Ich hätte den Geburtsort Buddhas gerne in einem „Großen Fahrzeug“ erreicht, doch das einzige Gefährt, das immerfort kreisend wie das Rad der Vergeltung von Bhairawa nach Lumbini und von Lumbini nach Bhairawa fuhr, war als Bus eigentlich nur daran zu erkennen, dass er über vier Räder, ein Lenkrad und eine Hupe verfügte und dass er sich, wenngleich langsam, so doch unleugbar fortbewegte. Aber aller Mangel, so lesen wir im buddhistischen Tripitaka, ist nur die Vorstufe zur Erkenntnis, und so gab mir die zeitlupenhafte Fortbewegung unseres rollenden Käfigs und das Fehlen jeglicher Fenster ausreichende Muße, die Mannigfaltigkeit des nordindischen und südnepalesischen Menschenschlages zu studieren. Ganoven und Gurus, Hungerleider und Gutbetuchte warteten an den Haltestellen des Terai auf den Bus. Manche reisten mit Stock und Bündel, andere in gebügelten Gewändern, manche trugen ihren Turban wie eine Krone, wieder andere erschienen in Lumpen und zerrissenen Dhotis am Buseingang.

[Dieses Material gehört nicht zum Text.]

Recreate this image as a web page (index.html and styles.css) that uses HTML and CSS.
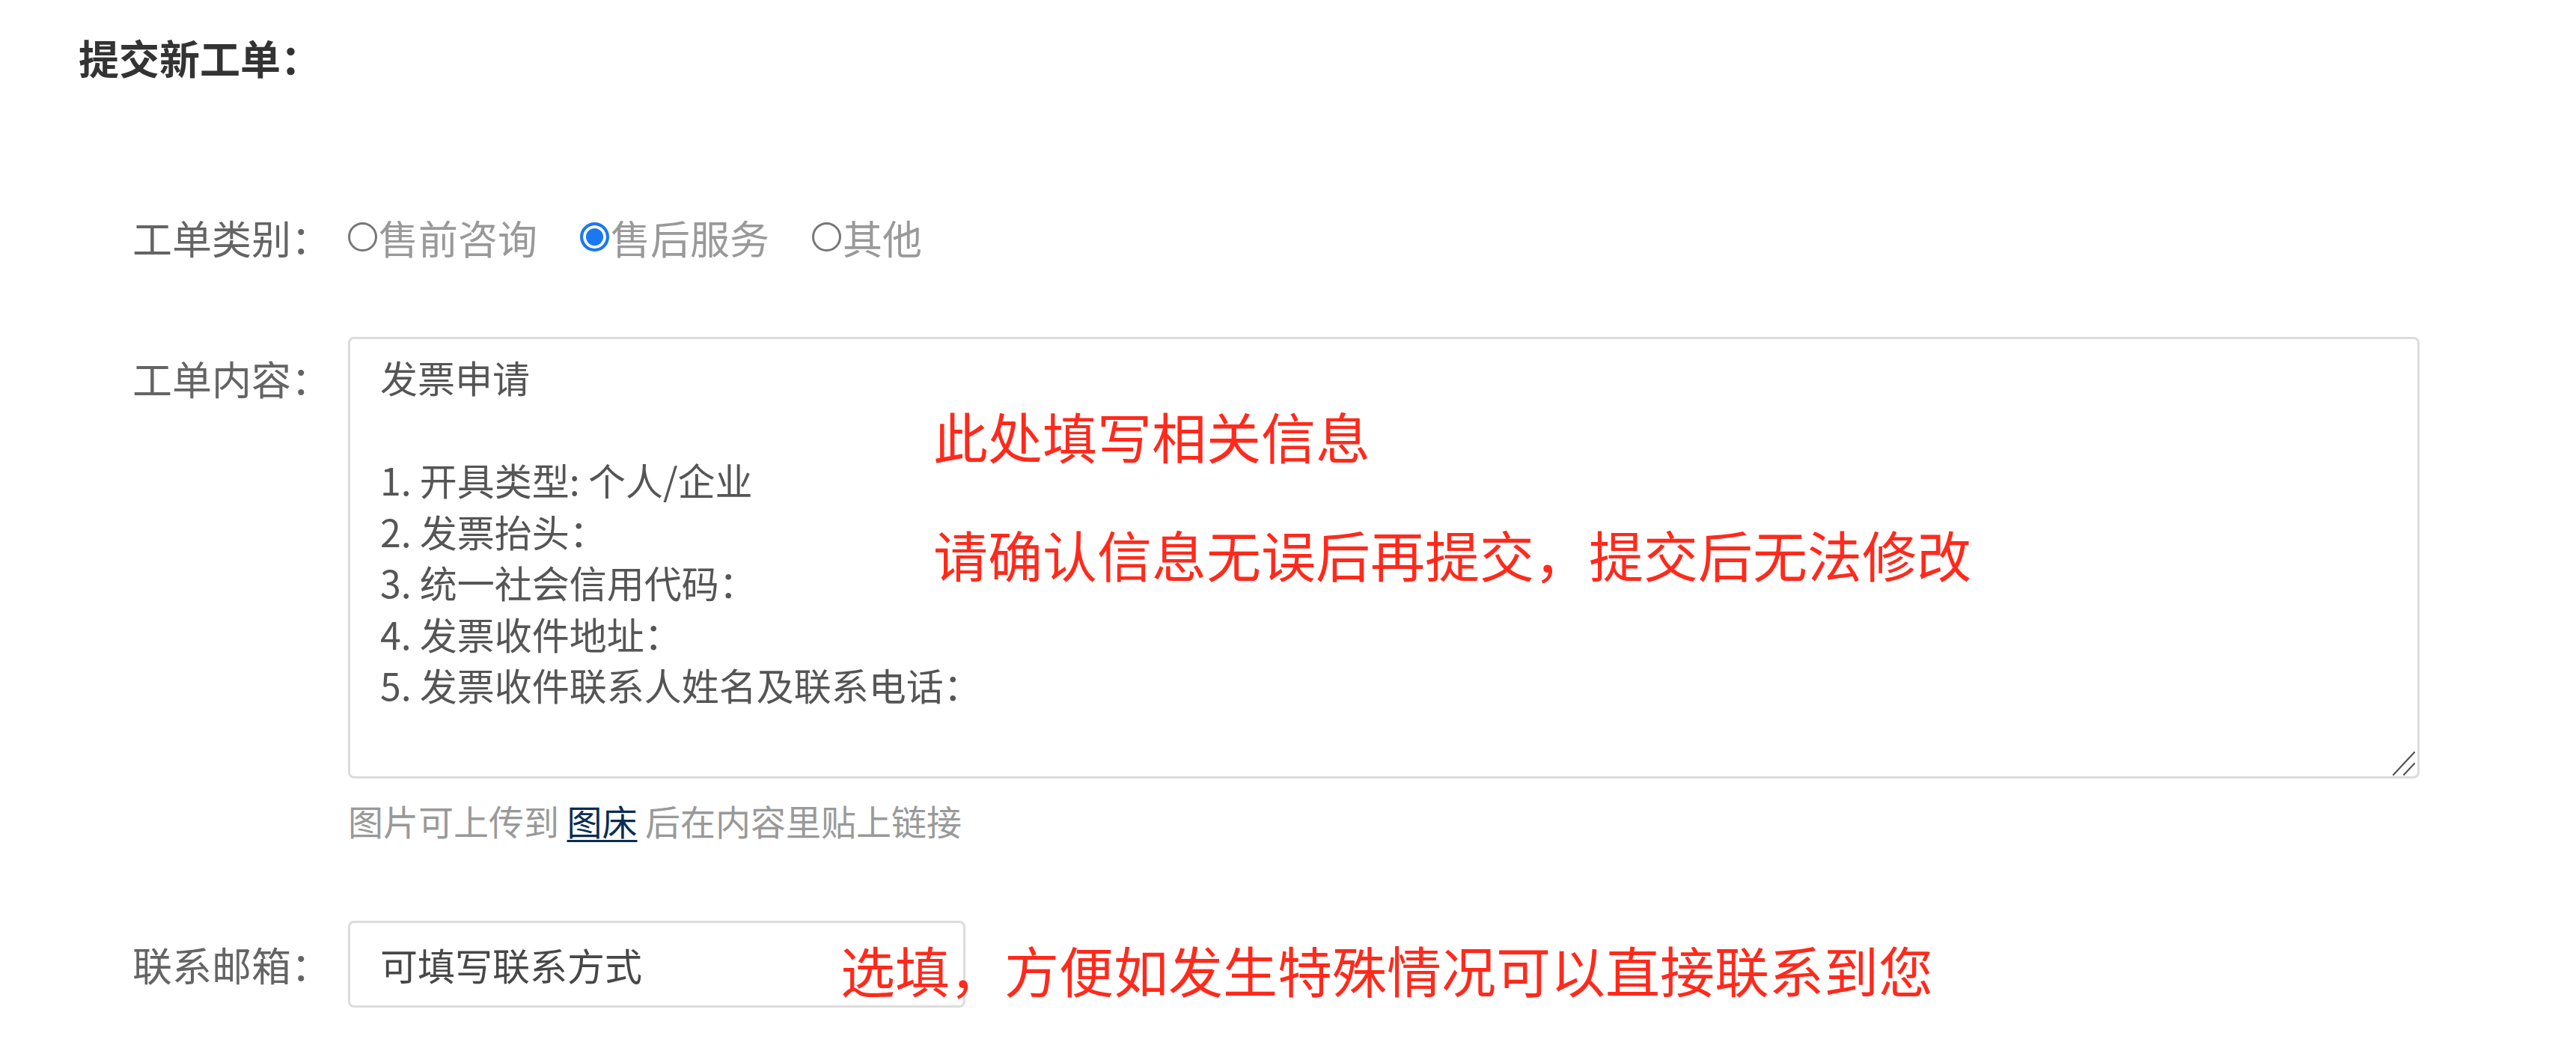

Nur etwa zweihundert Rupien, umgerechnet etwa 1,50 Euro, kostete das Bett im einzigen Guesthouse des Ortes, der Lumbini Lodge - und dies, obwohl eine Übernachtung in der Lumbini Lodge einer kostenlosen Einführung in die buddhistische Lebenslehre glich. Nichts in der empirischen Welt hat wirklich Bestand, lehrte der Erleuchtete, und tatsächlich: Kaum lag ich abends nass geschwitzt auf dem schmalen Bett, gaben die dünnen Holzroste unter meinem Gewicht nach, und unsanft landete ich in jenem Staub, aus dem alles Leben entsteht und wieder verschwindet. Doch durch die Betten bin ich auf meine Reisen schon oft gefallen, und ich wollte zufrieden sein, wenn sich die nächtlichen Prüfungen an Buddhas Geburtsort allein auf dieses Malheur beschränkten. Aber ich hatte Lumbinis Mücken nicht auf der Rechnung, jene heruntergekommene Wesen auf der Lebensleiter der Wiedergeburt, die sich allnächtlich unter den Schläfern Lumbinis ihre Opfer suchten und die mich glatt an der Weisheit des Karmas zweifeln ließen. Denn es war mir bei aller Demut an diesem heiligen Ort nur schwer verständlich, warum diese satanischen Inkarnationen der absoluten Heimtücke und Gemeinheit sich an meiner doch immerhin beträchtlich höher entwickelten Wiedergeburt so wohlfeil und gefahrlos laben durften. Sie saugten sich voll mit meinem Blut, sie durchstachen Strümpfe, Hose und Shirt, und mein geballter Hass, der mich motivierte, mit meinen Schlappen einen aussichtslosen Kampf zu kämpfen, brachte mich schließlich nur zu der Erkenntnis, dass sich der Übernachtungsgast in der Lumbini Lodge gegenüber den Mücken Lumbinis etwa in der gleichen Position befand wie die Lachse Alaskas gegenüber den Grizzlybären: Man war gänzlich ohne jede Chance, und je eher man sich dazu durchrang, jeden Stich als Buße für eine irdische Verfehlung zu begreifen, desto besser.
Kaum war die Sonne nach dieser Nacht des Leidens aufgegangen, verließ ich mein stickiges Schlafgefängnis und begrüßte, zerstochen und fertig mit der Welt, den Anbruch eines neuen Tages. Die Mütter rollten die Matratzen von den Dächern, und die Männer marschierten in langen Reihen mit Kopftuch, Hacke, Dhoti und Spaten zur Feldarbeit. Erstaunlich adrett gekleidete junge Frauen erschienen in den Türrahmen ihrer Häuser, um beachtliche Lasten über die Straßen zu schultern: Holzlatten, Körbe, Kisten, Kinder oder was immer es an diesem Tage von dem einen Ort zum nächsten auch zu tragen gab. Schließlich rasten einige Knaben, von kläffenden Hunden verfolgt, mit ihren Schulbüchern zum Bus, der sie zur Schule nach Bhairawa bringen würde, während als letzte Akteure die Ladenbesitzer auf der morgendlichen Bühne des Dorfes erschienen - fette, behäbige Männer, die mit der Würde der Honoratioren die Gitter vor den Läden entfernten und beim ersten Tschai des Tages ihren Morgenplausch begannen.